New PostErstellt: 11.03.12, 19:23  Betreff: Re: Atommüll in rostigen Fässern. WZ vom 08.03.2012  drucken  weiterempfehlen

WZ vom 10.03.2012:

Atommüll: Kreis vom Land nicht informiert

Brunsbüttel

Landrat Dr. Jörn Klimant zeigte sich gestern erschreckt und zugleich
irritiert über die Ereignisse um die Atommüllfässer in Brunsbüttel. „Ich
habe Herrn Minister Schmalfuß heute schriftlich um Mitteilung gebeten,
welche Schritte von Seiten der Atomaufsicht veranlasst wurden, um eine
schnellstmögliche Aufklärung und eine Änderung der Zustände
herbeizuführen.“ Dass der Kreis Dithmarschen durch die öffentliche
Berichterstattung von den Ereignissen in Brunsbüttel erfährt, ist aus
Sicht des Landrats nicht hinnehmbar: „Wenn die Atomaufsicht offenbar
seit Mitte Januar Kenntnis hatte, dann ist es nicht nachvollziehbar,
dass der Minister den Kreis nicht informiert hat.“


"Festgemacht" von Ralf Pöschus


Kernproblem

Von einer „nicht unerheblichen“ Besorgnis sprach Ratsherr und Landtagsabgeordneter Jens-Christian
Magnussen (CDU) im Hauptausschuss, nachdem am Morgen bekannt geworden
war, dass es Probleme mit einem Atommüllfass im Kernkraftwerk gegeben
habe.
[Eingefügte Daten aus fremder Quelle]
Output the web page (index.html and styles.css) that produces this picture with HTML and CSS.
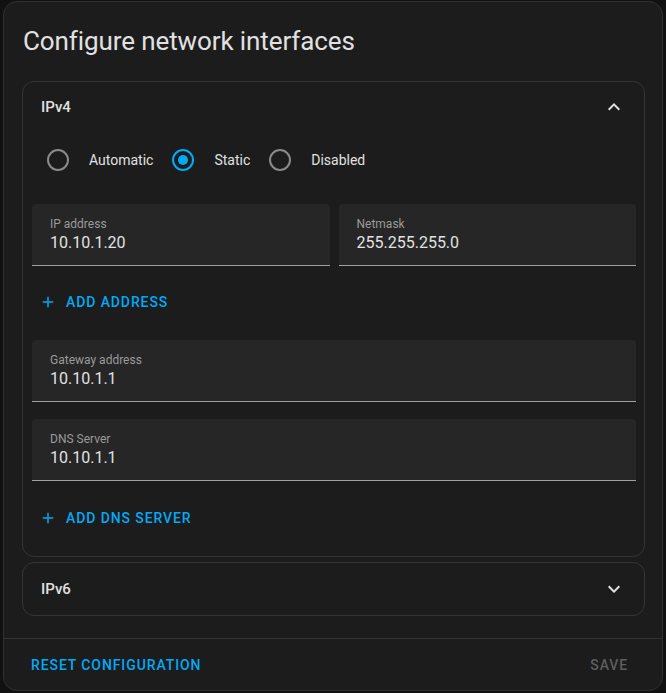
FILE: index.html
```html
<!DOCTYPE html>
<html lang="en">
<head>
    <meta charset="UTF-8">
    <meta name="viewport" content="width=device-width, initial-scale=1.0">
    <title>Configure network interfaces</title>
    <link rel="stylesheet" href="styles.css">
</head>
<body>
    <div class="dialog">
        <h2 class="dialog-title">Configure network interfaces</h2>

        <div class="dialog-content">
            <div class="panel expanded">
                <div class="panel-header">
                    <span>IPv4</span>
                    <svg class="chevron" viewBox="0 0 24 24"><path d="M7.41,15.41L12,10.83L16.59,15.41L18,14L12,8L6,14L7.41,15.41Z"/></svg>
                </div>
                <div class="panel-body">
                    <div class="radios">
                        <label class="radio"><span class="circle"></span><span class="radio-label">Automatic</span></label>
                        <label class="radio checked"><span class="circle"></span><span class="radio-label">Static</span></label>
                        <label class="radio"><span class="circle"></span><span class="radio-label">Disabled</span></label>
                    </div>

                    <div class="field-row">
                        <div class="field">
                            <span class="field-label">IP address</span>
                            <span class="field-value">10.10.1.20</span>
                        </div>
                        <div class="field">
                            <span class="field-label">Netmask</span>
                            <span class="field-value">255.255.255.0</span>
                        </div>
                    </div>

                    <button class="text-button add">
                        <svg viewBox="0 0 24 24"><path d="M19,13H13V19H11V13H5V11H11V5H13V11H19V13Z"/></svg>
                        Add address
                    </button>

                    <div class="field gateway">
                        <span class="field-label">Gateway address</span>
                        <span class="field-value">10.10.1.1</span>
                    </div>

                    <div class="field dns">
                        <span class="field-label">DNS Server</span>
                        <span class="field-value">10.10.1.1</span>
                    </div>

                    <button class="text-button add last">
                        <svg viewBox="0 0 24 24"><path d="M19,13H13V19H11V13H5V11H11V5H13V11H19V13Z"/></svg>
                        Add DNS server
                    </button>
                </div>
            </div>

            <div class="panel">
                <div class="panel-header">
                    <span>IPv6</span>
                    <svg class="chevron" viewBox="0 0 24 24"><path d="M7.41,8.58L12,13.17L16.59,8.58L18,10L12,16L6,10L7.41,8.58Z"/></svg>
                </div>
            </div>
        </div>

        <div class="dialog-actions">
            <button class="text-button">Reset configuration</button>
            <button class="text-button disabled">Save</button>
        </div>
    </div>
</body>
</html>
```

FILE: styles.css
```css
body {
    margin: 0;
    height: 693px;
    overflow: hidden;
    background-color: #111111;
    font-family: Roboto, "Noto Sans", sans-serif;
    color: #e1e1e1;
}

.dialog {
    margin: 1px 3px 0 3px;
    height: 688px;
    background-color: #1c1c1c;
    border: 1px solid #303030;
    border-radius: 14px;
    display: flex;
    flex-direction: column;
}

.dialog-title {
    margin: 0;
    padding: 23px 19px 0 19px;
    font-size: 26px;
    font-weight: 400;
    line-height: 32px;
    letter-spacing: -0.1px;
    color: #e1e1e1;
}

.dialog-content {
    padding: 24px 17px 0 18px;
    display: flex;
    flex-direction: column;
    gap: 5px;
}

.panel {
    border: 1px solid #353535;
    border-radius: 12px;
}

.panel-header {
    height: 52px;
    padding: 0 18px;
    display: flex;
    align-items: center;
    justify-content: space-between;
    font-size: 15px;
    font-weight: 500;
}

.panel.expanded .panel-header {
    height: 50px;
}

.chevron {
    width: 24px;
    height: 24px;
    fill: #e1e1e1;
}

.panel-body {
    padding: 8px 8px 20px 9px;
    display: flex;
    flex-direction: column;
}

.radios {
    display: flex;
    align-items: center;
    margin-left: 15px;
}

.radio {
    display: flex;
    align-items: center;
    height: 40px;
}

.radio .circle {
    width: 18px;
    height: 18px;
    margin-right: 20px;
    border: 2px solid #8a8a8a;
    border-radius: 50%;
    position: relative;
}

.radio.checked .circle {
    border-color: #03a9f4;
}

.radio.checked .circle::after {
    content: '';
    position: absolute;
    top: 4px;
    left: 4px;
    width: 10px;
    height: 10px;
    border-radius: 50%;
    background-color: #03a9f4;
}

.radio-label {
    font-size: 14px;
    margin-right: 19px;
}

.field-row {
    display: flex;
    gap: 9px;
    margin-top: 24px;
}

.field {
    height: 61px;
    background-color: #262626;
    border-bottom: 1px solid #a0a0a0;
    border-radius: 4px 4px 0 0;
    padding: 0 18px;
    display: flex;
    flex-direction: column;
}

.field-row .field {
    flex: 1;
}

.field-label {
    margin-top: 12px;
    font-size: 12px;
    line-height: 16px;
    color: #9a9a9a;
}

.field-value {
    font-size: 16px;
    line-height: 22px;
    color: #e1e1e1;
}

.field.gateway {
    margin-top: 20px;
}

.field.dns {
    margin-top: 17px;
}

.text-button {
    background: none;
    border: none;
    font-family: inherit;
    font-size: 14px;
    font-weight: 500;
    letter-spacing: 0.9px;
    text-transform: uppercase;
    color: #03a9f4;
    height: 36px;
    padding: 0 8px;
    display: flex;
    align-items: center;
    cursor: pointer;
}

.text-button svg {
    width: 18px;
    height: 18px;
    fill: #03a9f4;
    margin-right: 9px;
}

.text-button.add {
    align-self: flex-start;
    margin-top: 18px;
    padding-left: 7px;
}

.text-button.add.last {
    margin-top: 19px;
}

.text-button.disabled {
    color: #5e5e5e;
    cursor: default;
}

.dialog-actions {
    margin-top: auto;
    height: 51px;
    border-top: 1px solid #333333;
    padding: 0 26px 0 19px;
    display: flex;
    align-items: center;
    justify-content: space-between;
}
```
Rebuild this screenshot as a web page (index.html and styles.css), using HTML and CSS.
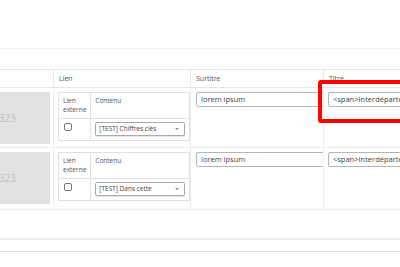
FILE: index.html
```html
<!DOCTYPE html>
<html lang="fr">
<head>
    <meta charset="UTF-8">
    <title>Repeater</title>
    <link rel="stylesheet" href="styles.css">
</head>
<body>
    <div class="topbar"></div>
    <div class="spacer"></div>

    <div class="repeater-wrap">
        <table class="repeater">
            <colgroup>
                <col class="col-img">
                <col class="col-link">
                <col class="col-sub">
                <col class="col-title">
            </colgroup>
            <thead>
                <tr>
                    <th></th>
                    <th>Lien</th>
                    <th>Surtitre</th>
                    <th>Titre</th>
                </tr>
            </thead>
            <tbody>
                <tr>
                    <td><div class="thumb">400x323</div></td>
                    <td>
                        <table class="inner">
                            <tr class="inner-head">
                                <td class="c-ext">Lien<br>externe</td>
                                <td>Contenu</td>
                            </tr>
                            <tr>
                                <td class="c-ext"><input type="checkbox" class="check"></td>
                                <td><div class="select">[TEST] Chiffres clés<span class="caret"></span></div></td>
                            </tr>
                        </table>
                    </td>
                    <td><div class="field">lorem ipsum</div></td>
                    <td><div class="field wide">&lt;span&gt;Interdépartementale&lt;/span&gt;</div></td>
                </tr>
                <tr>
                    <td><div class="thumb">400x323</div></td>
                    <td>
                        <table class="inner">
                            <tr class="inner-head">
                                <td class="c-ext">Lien<br>externe</td>
                                <td>Contenu</td>
                            </tr>
                            <tr>
                                <td class="c-ext"><input type="checkbox" class="check"></td>
                                <td><div class="select">[TEST] Dans cette<span class="caret"></span></div></td>
                            </tr>
                        </table>
                    </td>
                    <td><div class="field">lorem ipsum</div></td>
                    <td><div class="field wide">&lt;span&gt;Interdépartementale&lt;/span&gt;</div></td>
                </tr>
            </tbody>
        </table>
    </div>

    <div class="gap"></div>
    <div class="rule-thick"></div>
    <div class="gap-small"></div>
    <div class="rule"></div>

    <div class="highlight"></div>
</body>
</html>
```

FILE: styles.css
```css
body {
    margin: 0;
    width: 400px;
    height: 267px;
    overflow: hidden;
    background: #fff;
    font-family: 'Open Sans', 'Noto Sans', sans-serif;
    color: #555;
    position: relative;
}

.topbar {
    height: 48px;
    border-bottom: 1px solid #f1f1f1;
}

.spacer {
    height: 20px;
}

.repeater-wrap {
    margin-left: -60px;
}

.repeater {
    border-collapse: collapse;
    table-layout: fixed;
    width: 583px;
}

.col-img { width: 113px; }
.col-link { width: 137px; }
.col-sub { width: 133px; }
.col-title { width: 200px; }

.repeater th {
    height: 17px;
    padding: 0 5px;
    font-size: 7px;
    font-weight: normal;
    text-align: left;
    color: #555;
    border: 1px solid #e6e6e6;
}

.repeater > tbody > tr > td {
    vertical-align: top;
    padding: 4px 4px 3px 4px;
    border: 1px solid #ececec;
}

.repeater > tbody > tr:last-child > td {
    padding-bottom: 5px;
}

.repeater > tbody > tr > td:first-child {
    padding-left: 9px;
}

.repeater > tbody > tr > td:nth-child(3) {
    padding-left: 5px;
}

.thumb {
    width: 100px;
    height: 52px;
    background: #e2e2e2;
    color: #bdbdbd;
    font-size: 10px;
    display: flex;
    align-items: center;
    justify-content: flex-end;
    padding-right: 34px;
    box-sizing: border-box;
}

.inner {
    border-collapse: collapse;
    width: 131px;
    border: 1px solid #e0e0e0;
}

.inner td {
    font-size: 6.5px;
    line-height: 9px;
    vertical-align: top;
    border: 1px solid #e0e0e0;
    padding: 3px 4px;
}

.inner .c-ext {
    width: 21px;
}

.inner-head td {
    height: 19px;
}

.inner tr:last-child td {
    padding: 3px 4px 4px 4px;
}

.check {
    appearance: none;
    -webkit-appearance: none;
    display: block;
    width: 8px;
    height: 8px;
    margin: 1px 0 0 1px;
    border: 1px solid #777;
    border-radius: 2px;
    background: #fff;
}

.select {
    position: relative;
    height: 12px;
    width: 85px;
    border: 1px solid #aaa;
    border-radius: 2px;
    box-shadow: 0 1px 1px rgba(0,0,0,0.12);
    font-size: 6.5px;
    line-height: 12px;
    padding-left: 3px;
    color: #444;
    white-space: nowrap;
    overflow: hidden;
}

.caret {
    position: absolute;
    right: 5px;
    top: 5px;
    border-left: 2px solid transparent;
    border-right: 2px solid transparent;
    border-top: 2px solid #888;
}

.field {
    height: 13px;
    width: 122px;
    border: 1px solid #b5b5b5;
    border-radius: 2px;
    font-size: 7.5px;
    line-height: 13px;
    padding-left: 4px;
    color: #444;
    white-space: nowrap;
    overflow: hidden;
}

.field.wide {
    width: 180px;
}

.gap {
    height: 28px;
}

.rule-thick {
    height: 2px;
    background: #ececec;
}

.gap-small {
    height: 11px;
}

.rule {
    height: 1px;
    background: #e0e0e0;
}

.highlight {
    position: absolute;
    left: 318px;
    top: 80px;
    width: 100px;
    height: 35px;
    border: 4px solid #ff0000;
    border-radius: 3px;
}
```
Doch der große Aufschrei des Unmuts über Kraftwerksbetreiber
Vattenfall blieb bei den Stadtpolitikern und auch den anwesenden Bürgern
aus. Offenbar macht sich Resignation breit angesichts der seltsamen
Informationsmethoden des Energiekonzerns. So nach der Devise: „Mal
wieder was nicht umgehend mitgeteilt. Naja, man kennt das, war irgendwie
nicht anders zu erwarten.“ Das ist schon bitter. Da hat FDP-Mann
im Landtag Oliver Kumbartzky, wie Magnussen energiepolitischer Sprecher
seiner Fraktion, durchaus recht, wenn er feststellt: „Zu einer
vertrauensvollen Zusammenarbeit gehört explizit auch eine verlässliche
Kommunikation.“ Grünen-Landtagsabgeordneter
Bernd Voß kommt zu dem Schluss: „Wir haben einen Betreiber, der
wiederholt gezeigt hat, dass er kein Interesse hat, die Öffentlichkeit
frühzeitig zu informieren. Das zeigt, dass die Anti-AKW-Bewegung noch nicht ausgedient hat.“ Das ist das Kernproblem.